Established to preserve those federal lands where natural conditions are unfettered by human interference, wilderness shouldn't be compromised for hunting, fishing, ranching and other uses. Yet this is exactly what management of free-living animals does. Predator control trammels nature, and it does so in order that ranching, hunting and angling can profitably proceed in wilderness areas. All of these activities manipulate the community of life and all fly in the face of the idea of wilderness. Yet hunting and fishing are almost universally allowed in wilderness. Similarly, grazing of domesticated animals is permitted in wilderness where grazing existed prior to designation; and, alas, grazing has been written into the Wilderness Act as a permanent exception.

When the Wilderness Act was adopted by Congress it included a loophole big enough to drive several hundred herds of cattle through. Under a special provision, grazing was grandparented into wilderness designation.

The precedent for barring commercial uses except grazing had the blessing of the famed conservationist Aldo Leopold, with the establishment of Gila as the nation’s first wilderness area.6 As one wilderness advocate observed:

In much of America's first Wilderness Area, the Gila in southwest New Mexico, cattle grazing is so severe that the groundcover has been reduced to bare dirt… During one walk, I discovered miles of new fence. A wide swath of trees and brush had been cleared, scores of trees had been cut for fence material, others were girdled with barbed wire, and waste materials were scattered about.7

The ranching exemption allows profit-seekers to violate practically every wilderness precept. Furthermore, at the behest of the ranching industry, Congressional guidelines were written to protect entrenched grazing interests from being restricted by wilderness designations.8 Thus, anything and everything prohibited in wilderness areas can be permitted if it benefits ranchers.

Current Forest Service rules provide for predator control as determined by the Regional Forester on a case-by-case basis to target individual animals who kill cattle or sheep. The new rules would be more systematic, with ranchers given more involvement to make decisions with state hunting and fishing agencies through "predator damage management work plans." These plans would target entire animal populations instead of individuals. And, unlike the Forest Service, Wildlife Services won’t permit public appeals.9

The new rules proposed by the Forest Service would also enable state agencies to use predator control methods to manipulate free-living animal communities in ways that benefit hunters and angling. For instance, in the interest of moose hunters, Alaska could use the new rules to extend its current aerial-gunning scheme to have Wildlife Services kill wolves across its 5,753,548 acres of national forest wilderness.

State agencies, of course, already do manipulate nature. To augment hunting and angling opportunities, they move free-living land animals, and they stock rivers with fishes. Stocking often involves poisoning rivers and lakes to kill off the existing fishes and then using helicopters to dump intensively reared fishes desired by anglers. First the poisons, and then the introduced fishes, kill off invertebrates and amphibians who are part of the community of life.

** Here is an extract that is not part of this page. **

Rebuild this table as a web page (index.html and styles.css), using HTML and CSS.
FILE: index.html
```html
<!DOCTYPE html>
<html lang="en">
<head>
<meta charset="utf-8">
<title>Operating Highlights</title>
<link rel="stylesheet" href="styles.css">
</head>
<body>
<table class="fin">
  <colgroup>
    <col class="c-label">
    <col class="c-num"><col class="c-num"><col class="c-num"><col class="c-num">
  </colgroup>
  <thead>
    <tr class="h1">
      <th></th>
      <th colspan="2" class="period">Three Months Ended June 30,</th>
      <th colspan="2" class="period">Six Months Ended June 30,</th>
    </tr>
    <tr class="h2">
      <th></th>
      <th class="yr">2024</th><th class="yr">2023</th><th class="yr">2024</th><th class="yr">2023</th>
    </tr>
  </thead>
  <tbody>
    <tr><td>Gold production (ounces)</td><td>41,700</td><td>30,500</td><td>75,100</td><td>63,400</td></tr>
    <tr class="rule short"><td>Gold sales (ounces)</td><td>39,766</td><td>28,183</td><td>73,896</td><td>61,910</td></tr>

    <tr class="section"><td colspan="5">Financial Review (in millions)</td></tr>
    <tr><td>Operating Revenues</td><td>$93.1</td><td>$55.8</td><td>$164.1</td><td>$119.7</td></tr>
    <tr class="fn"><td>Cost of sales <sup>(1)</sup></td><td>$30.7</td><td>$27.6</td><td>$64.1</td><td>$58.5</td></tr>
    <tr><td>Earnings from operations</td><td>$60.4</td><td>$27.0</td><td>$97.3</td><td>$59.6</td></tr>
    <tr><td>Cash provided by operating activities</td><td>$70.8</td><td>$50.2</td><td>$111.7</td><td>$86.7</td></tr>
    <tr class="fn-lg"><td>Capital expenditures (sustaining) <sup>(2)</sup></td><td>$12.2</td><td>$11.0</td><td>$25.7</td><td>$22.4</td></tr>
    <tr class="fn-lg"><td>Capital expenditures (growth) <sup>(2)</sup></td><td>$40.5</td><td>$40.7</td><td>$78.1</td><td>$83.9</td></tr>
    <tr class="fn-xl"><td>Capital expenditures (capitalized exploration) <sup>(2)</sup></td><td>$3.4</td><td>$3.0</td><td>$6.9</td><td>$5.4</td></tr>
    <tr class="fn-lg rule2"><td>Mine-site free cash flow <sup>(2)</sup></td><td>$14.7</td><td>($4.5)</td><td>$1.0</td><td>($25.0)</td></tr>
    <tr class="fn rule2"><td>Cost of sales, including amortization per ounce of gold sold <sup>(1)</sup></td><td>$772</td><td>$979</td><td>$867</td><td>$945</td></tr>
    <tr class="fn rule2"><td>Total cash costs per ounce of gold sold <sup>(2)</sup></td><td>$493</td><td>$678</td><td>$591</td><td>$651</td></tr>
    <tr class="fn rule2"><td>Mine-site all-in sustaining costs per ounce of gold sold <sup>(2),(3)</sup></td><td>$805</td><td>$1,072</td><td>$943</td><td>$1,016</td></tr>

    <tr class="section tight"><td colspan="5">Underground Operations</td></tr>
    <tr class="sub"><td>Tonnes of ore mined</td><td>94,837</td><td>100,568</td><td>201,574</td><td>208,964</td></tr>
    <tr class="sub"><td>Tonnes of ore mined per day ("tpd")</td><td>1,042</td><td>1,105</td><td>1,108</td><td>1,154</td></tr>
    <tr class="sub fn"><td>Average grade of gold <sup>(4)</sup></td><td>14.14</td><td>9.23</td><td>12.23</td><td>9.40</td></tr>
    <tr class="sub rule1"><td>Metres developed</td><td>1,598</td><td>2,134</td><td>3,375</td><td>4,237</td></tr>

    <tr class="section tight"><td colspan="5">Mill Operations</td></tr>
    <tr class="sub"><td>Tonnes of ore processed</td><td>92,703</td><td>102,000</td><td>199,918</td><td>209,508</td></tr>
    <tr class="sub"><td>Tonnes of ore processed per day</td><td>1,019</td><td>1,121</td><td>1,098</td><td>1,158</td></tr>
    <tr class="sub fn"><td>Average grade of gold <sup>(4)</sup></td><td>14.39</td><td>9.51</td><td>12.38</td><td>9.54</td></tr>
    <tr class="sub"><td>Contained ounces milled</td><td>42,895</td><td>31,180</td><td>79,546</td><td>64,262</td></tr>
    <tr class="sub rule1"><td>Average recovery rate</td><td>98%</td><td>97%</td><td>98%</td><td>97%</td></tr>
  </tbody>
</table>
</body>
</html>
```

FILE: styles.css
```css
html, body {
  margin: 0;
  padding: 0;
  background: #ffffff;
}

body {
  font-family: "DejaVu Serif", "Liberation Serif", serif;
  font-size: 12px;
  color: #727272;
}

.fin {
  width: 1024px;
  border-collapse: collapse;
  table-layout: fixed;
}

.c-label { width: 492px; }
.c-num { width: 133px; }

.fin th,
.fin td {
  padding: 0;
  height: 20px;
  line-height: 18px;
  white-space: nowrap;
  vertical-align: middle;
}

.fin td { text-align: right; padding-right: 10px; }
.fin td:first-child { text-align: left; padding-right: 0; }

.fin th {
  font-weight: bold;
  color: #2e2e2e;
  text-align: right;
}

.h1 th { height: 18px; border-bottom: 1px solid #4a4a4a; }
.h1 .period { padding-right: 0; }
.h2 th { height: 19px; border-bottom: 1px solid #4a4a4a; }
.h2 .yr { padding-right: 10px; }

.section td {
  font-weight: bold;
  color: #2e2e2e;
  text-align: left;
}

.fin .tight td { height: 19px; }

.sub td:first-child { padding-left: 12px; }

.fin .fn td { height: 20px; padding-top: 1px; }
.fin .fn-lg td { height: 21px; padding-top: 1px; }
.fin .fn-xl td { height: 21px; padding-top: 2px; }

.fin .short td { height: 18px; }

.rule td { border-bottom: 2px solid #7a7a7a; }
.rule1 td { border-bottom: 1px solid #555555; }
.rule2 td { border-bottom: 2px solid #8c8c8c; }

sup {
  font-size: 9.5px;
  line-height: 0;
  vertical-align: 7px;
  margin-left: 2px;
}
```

The Wildlife Services agents, for their part, are engaged in a meticulous campaign to eliminate communities of double-crested cormorants, mainly at the request of angling groups. The new rules would allow Wildlife Services to extend this practice into wilderness areas.

Conservation organizations, generally opposed to controlling free-living animals on wilderness, often make exceptions to support the killing of non-indigenous animals. But seldom have we heard them call for the removal of ranchers from wilderness.

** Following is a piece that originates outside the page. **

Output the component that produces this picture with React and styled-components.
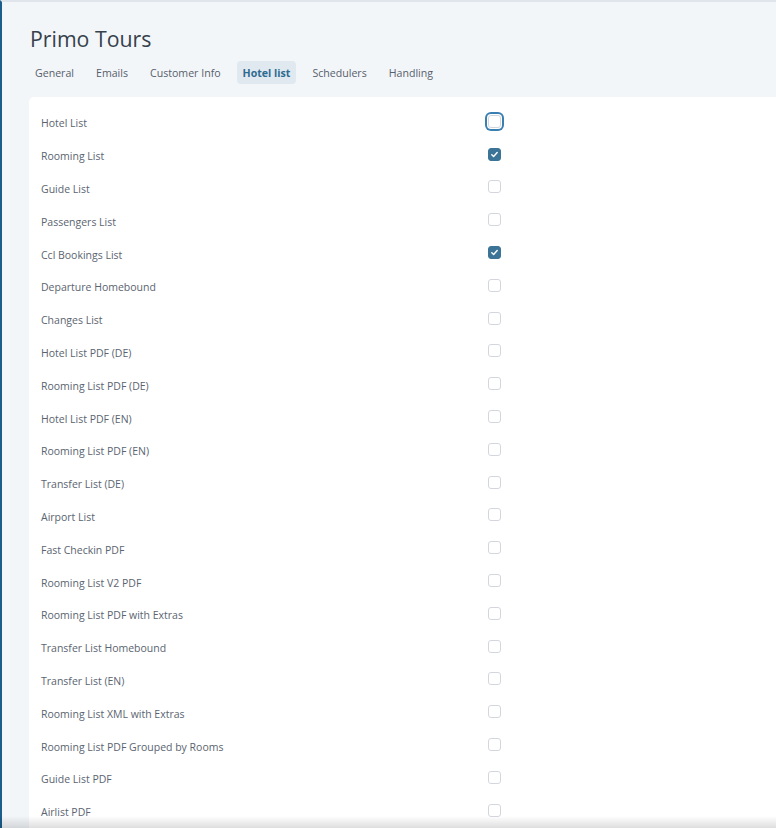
import React, { useState } from "react";
import styled, { createGlobalStyle } from "styled-components";

const Global = createGlobalStyle`
  html, body { margin: 0; padding: 0; }
  body {
    background: #f3f6f9;
    font-family: "Open Sans", "Noto Sans", sans-serif;
    overflow: hidden;
  }
`;

const Page = styled.div`
  min-height: 828px;
  box-sizing: border-box;
  border-left: 2px solid #1b5d8c;
  border-top: 2px solid #dfe5eb;
  background: #f3f6f9;
  padding: 0 0 0 27px;
`;

const Title = styled.h1`
  margin: 0;
  padding: 22px 0 0 1px;
  font-size: 21.3px;
  font-weight: 400;
  color: #36414c;
  line-height: 30px;
  height: 33px;
`;

const Tabs = styled.nav`
  display: flex;
  gap: 10px;
  margin-top: 4px;
`;

const Tab = styled.button`
  border: none;
  border-radius: 4px;
  padding: 0 6px;
  height: 23px;
  font-family: inherit;
  font-size: 10.6px;
  cursor: pointer;
  background: ${(p) => (p.$active ? "#e1e9f0" : "transparent")};
  color: ${(p) => (p.$active ? "#2f6b90" : "#56606b")};
  font-weight: ${(p) => (p.$active ? 700 : 400)};
`;

const Card = styled.section`
  margin-top: 13px;
  background: #fff;
  border-radius: 5px 0 0 0;
  padding: 10px 0 0 12px;
  min-height: 740px;
`;

const Row = styled.label`
  display: grid;
  grid-template-columns: 447px 13px;
  align-items: center;
  height: 32.8px;
  font-size: 10.5px;
  color: #5a6470;
`;

const Box = styled.span`
  width: 13px;
  height: 13px;
  box-sizing: border-box;
  border-radius: 3px;
  border: 1px solid ${(p) => (p.$checked ? "#3b7497" : "#d3d7dd")};
  background: ${(p) => (p.$checked ? "#3b7497" : "#fff")};
  display: flex;
  align-items: center;
  justify-content: center;
  margin-top: ${(p) => p.$dy || 0}px;
  box-shadow: ${(p) =>
    p.$focus ? "0 0 0 1px #fff, 0 0 0 3px #3a7fb1" : "none"};
`;

const BottomShade = styled.div`
  position: fixed;
  left: 0;
  right: 0;
  bottom: 0;
  height: 12px;
  background: linear-gradient(to bottom, rgba(0,0,0,0), rgba(0,0,0,0.13));
  pointer-events: none;
`;

const items = [
  ["Hotel List", false],
  ["Rooming List", true],
  ["Guide List", false],
  ["Passengers List", false],
  ["Ccl Bookings List", true],
  ["Departure Homebound", false],
  ["Changes List", false],
  ["Hotel List PDF (DE)", false],
  ["Rooming List PDF (DE)", false],
  ["Hotel List PDF (EN)", false],
  ["Rooming List PDF (EN)", false],
  ["Transfer List (DE)", false],
  ["Airport List", false],
  ["Fast Checkin PDF", false],
  ["Rooming List V2 PDF", false],
  ["Rooming List PDF with Extras", false],
  ["Transfer List Homebound", false],
  ["Transfer List (EN)", false],
  ["Rooming List XML with Extras", false],
  ["Rooming List PDF Grouped by Rooms", false],
  ["Guide List PDF", false],
  ["Airlist PDF", false],
];

const tabs = ["General", "Emails", "Customer Info", "Hotel list", "Schedulers", "Handling"];

const Check = () => (
  <svg width="9" height="9" viewBox="0 0 10 10">
    <path d="M2 5.3 L4 7.2 L8 2.8" fill="none" stroke="#fff" strokeWidth="1.6" strokeLinecap="round" strokeLinejoin="round" />
  </svg>
);

export default function App() {
  const [state, setState] = useState(items.map((i) => i[1]));
  return (
    <Page>
      <Global />
      <Title>Primo Tours</Title>
      <Tabs>
        {tabs.map((t) => (
          <Tab key={t} $active={t === "Hotel list"}>{t}</Tab>
        ))}
      </Tabs>
      <Card>
        {items.map(([label], i) => (
          <Row
            key={label}
            onClick={() => setState((s) => s.map((v, j) => (j === i ? !v : v)))}
          >
            <span>{label}</span>
            <Box $checked={state[i]} $focus={i === 0} $dy={-4}>
              {state[i] && <Check />}
            </Box>
          </Row>
        ))}
      </Card>
      <BottomShade />
    </Page>
  );
}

Unfettered predators are important to wilderness; they and other species in wilderness areas should be left unmanaged, for the very reason that wilderness is an untrammeled community of life. The reliance on predator control to benefit sport and profiteering in the wilderness only proves how inappropriate those activities are.

And as important as preserving existing wilderness is, it is not enough. As Lynn Jacobs has observed, “replacing livestock food production (including cropland used to grow livestock feed) with plant food production for humans conceivably could free about 620 million acres” -- that’s 33% of the United States outside of Alaska -- without adversely affecting the human food supply. “Not a likely scenario” admits Jacobs, “but the potential is there, and the means are available.”10 If we are ever to achieve that potential, we first must conceive of it. Thus, we ask our readers to join us in envisioning, and then working for, an unmanaged wilderness where predators and natural processes are free to flourish.

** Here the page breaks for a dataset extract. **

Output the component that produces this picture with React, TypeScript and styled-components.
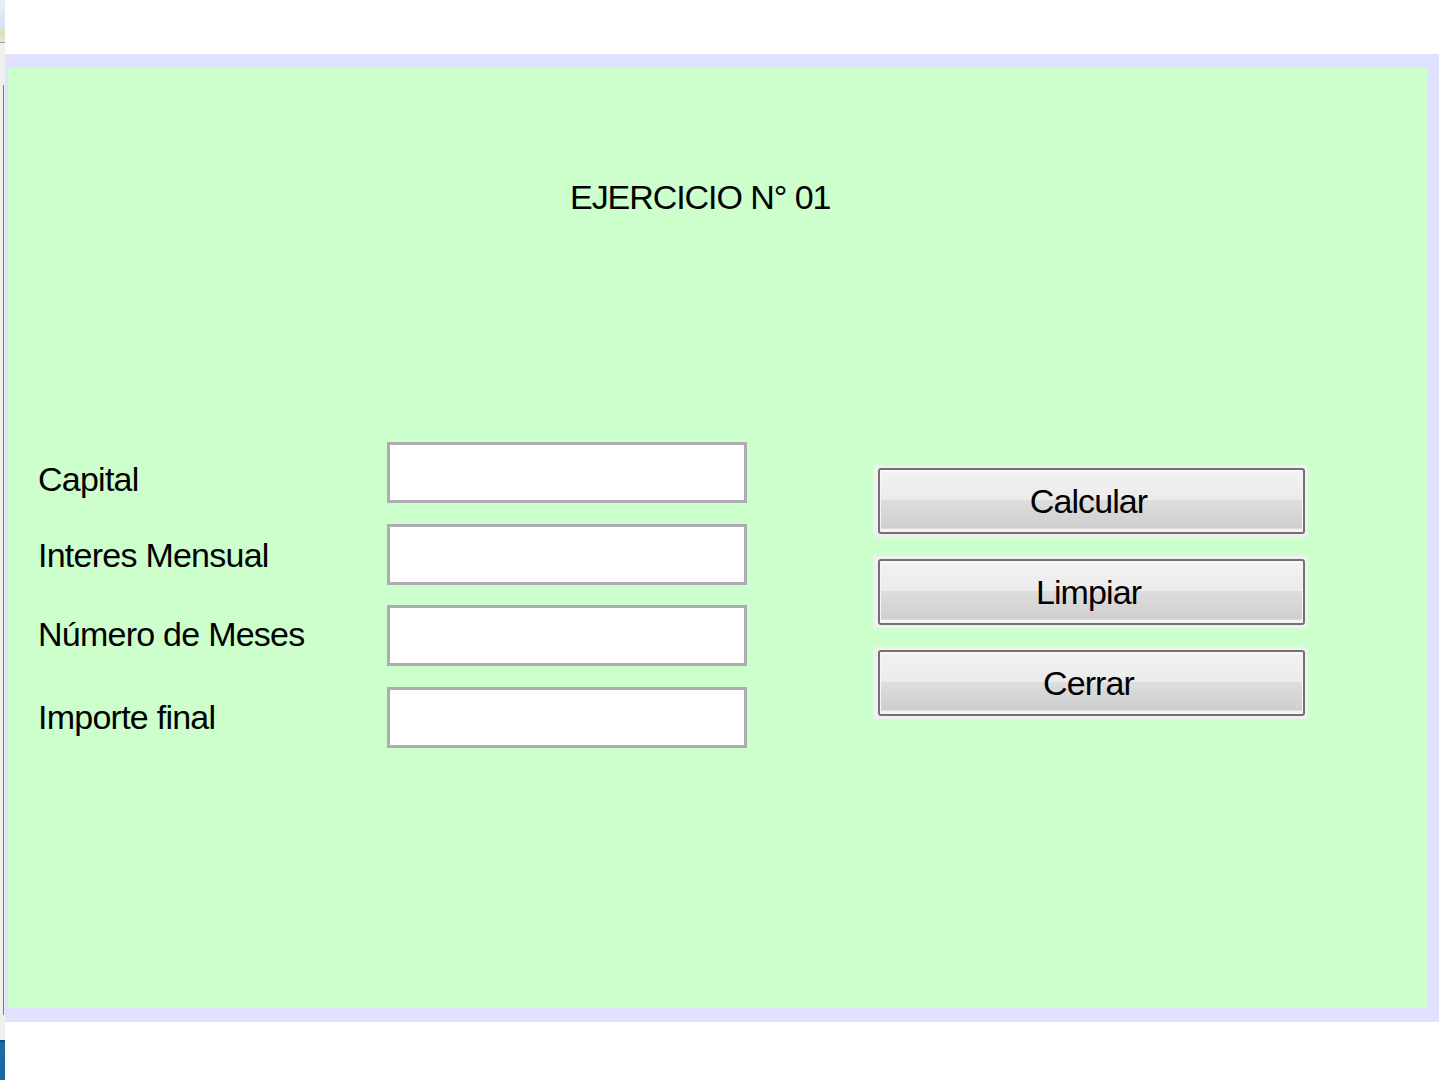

  • 1. George Wuerthner, "Beef, Cowboys, the West: American Icons," in George Wuerthner and Mollie Matteson, Welfare Ranching: Subsidized Destruction of the American West (2002).
  • 2. USDA Forest Service, " Forest Service Manual 1543.13"
  • 3. The Multiple-Use Sustained-Yield Act of 1960 (Public Law 86-517). Notably, the Act counts cattle grazing as one of six uses for which federal lands are to be managed.
  • 4. Animal Damage Control Act of 1931 ( 7 USC §426). The USDA’s Wildlife Services was formerly called Animal Damage Control.
  • 5. The National Wilderness Preservation System was created in 1964, when President Lyndon B. Johnson signed The Wilderness Act. The original bill established 9.1 million acres of federally protected wilderness in national forests. The Wilderness Act of 1964 (Public Law 88-577) provided that “wilderness, in contrast with those areas where [humans] and [their] own works dominate the landscape, is hereby recognized as an area where the earth and its community of life are untrammeled by [humans], where [humanity itself] is a visitor who does not remain.”
  • 6. Andy Kerr and Mark Salvo, “Pillaged Preserves: Livestock in National Parks and Wilderness Areas,” in Wuerthner and Matteson, note 5 above.
  • 7. Lynn Jacobs, Waste of the West: Public Lands Ranching (1991).
  • 8. See "Congressional Grazing Guidelines," included with the Colorado Wilderness Act of 1980 (Public Law 96-560).
  • 9. See Amy Maestas, “Predator Control Changes Proposed: Aerial Gunning, Motor Vehicles Would be Allowed in Wilderness,” The Durango Telegraph (24 Aug. 2006).
  • 10. Lynn Jacobs, note 7 above (emphasis in original).